Skip to content

Custom Transformations

While fairway handles the heavy lifting of ingestion and validation, datasets often require unique reshaping logic (e.g., long-to-wide transformations or complex aggregations).

Writing a Transformer

To create a custom transformer: 1. Create a new Python file in src/transformations/. 2. Define a class that takes a DataFrame (Pandas or Spark, depending on the engine) and implements a transform() method.

Example: my_transform.py

class MyTransformer:
    def __init__(self, df):
        self.df = df

    def transform(self):
        # Your custom logic here
        self.df['new_column'] = self.df['existing_column'] * 2
        return self.df

Registering the Transformer

Link your transformer to a specific source in the YAML config. You can assign different transformers to different files.

sources:
  - name: "sales_data"
    path: "data/raw/sales.csv"
    transformation: "src/transformations/sales_cleaner.py"

  - name: "customer_data"
    path: "data/raw/customers.json"
    transformation: "src/transformations/customer_flattener.py"

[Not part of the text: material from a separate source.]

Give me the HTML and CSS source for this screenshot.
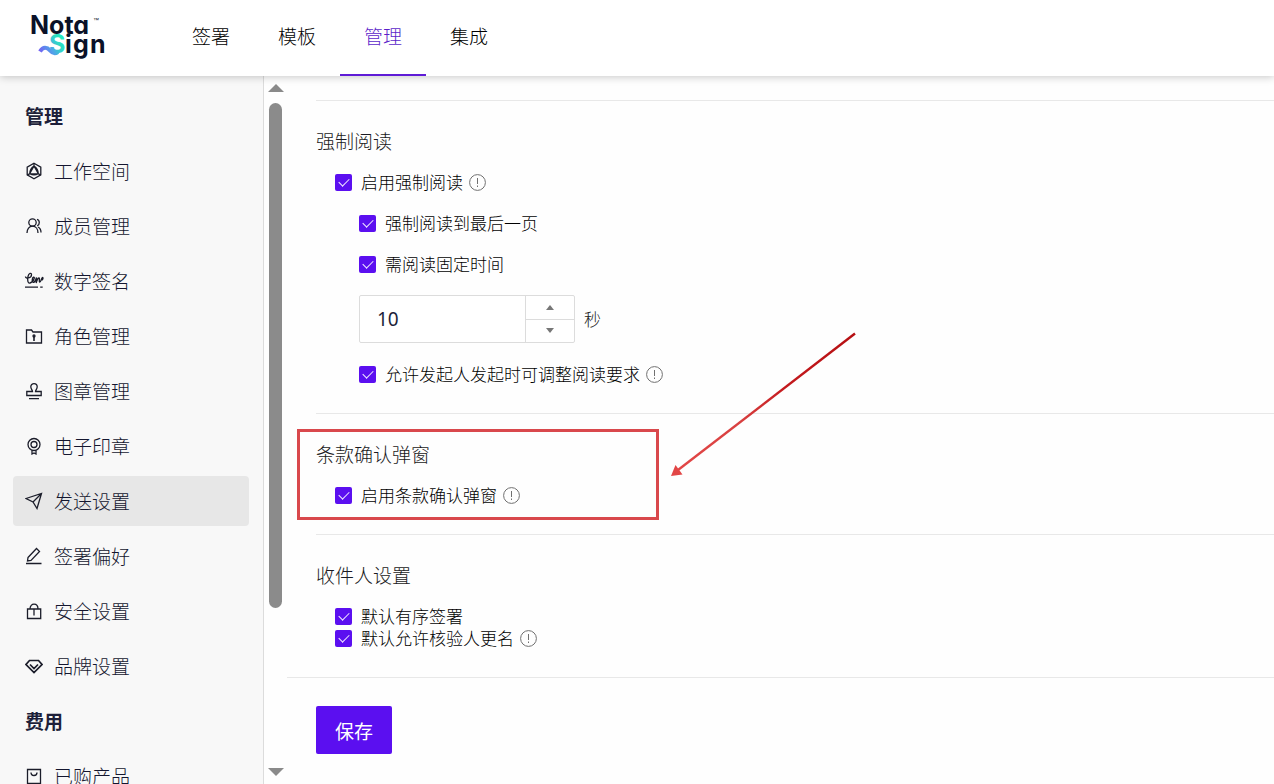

Fairway will dynamically load the specified script for each source.

Security

For security reasons, transformation scripts can only be loaded from these directories within your project:

  • src/transformations/
  • transformations/
  • src/

Attempting to load a transformer from outside these directories will raise a security error. This prevents arbitrary code execution from untrusted paths.

Data Flow & State Preservation

Fairway implements a "Researcher Data Flow" that preserves data at each stage:

  1. Raw: Your original files in data/raw/.
  2. Ingested (Faithful): A direct Parquet conversion of the raw data, stored in data/intermediate/{name}.parquet. This is always created and preserved.
  3. Transformed (Processed): If a transformation script is provided, Fairway applies it to the Ingested data and saves the result to data/intermediate/{name}_processed.parquet.
  4. Final: The validated dataset (Transformed or Ingested) is promoted to data/final/.

This ensures you can always inspect the "Ingested" state to verify that the raw data was read correctly before any custom logic was applied.

Transformation Lineage

Fairway tracks the lineage of transformed data products, ensuring you can always trace a final table back to the specific raw source file and transformation script version used to create it.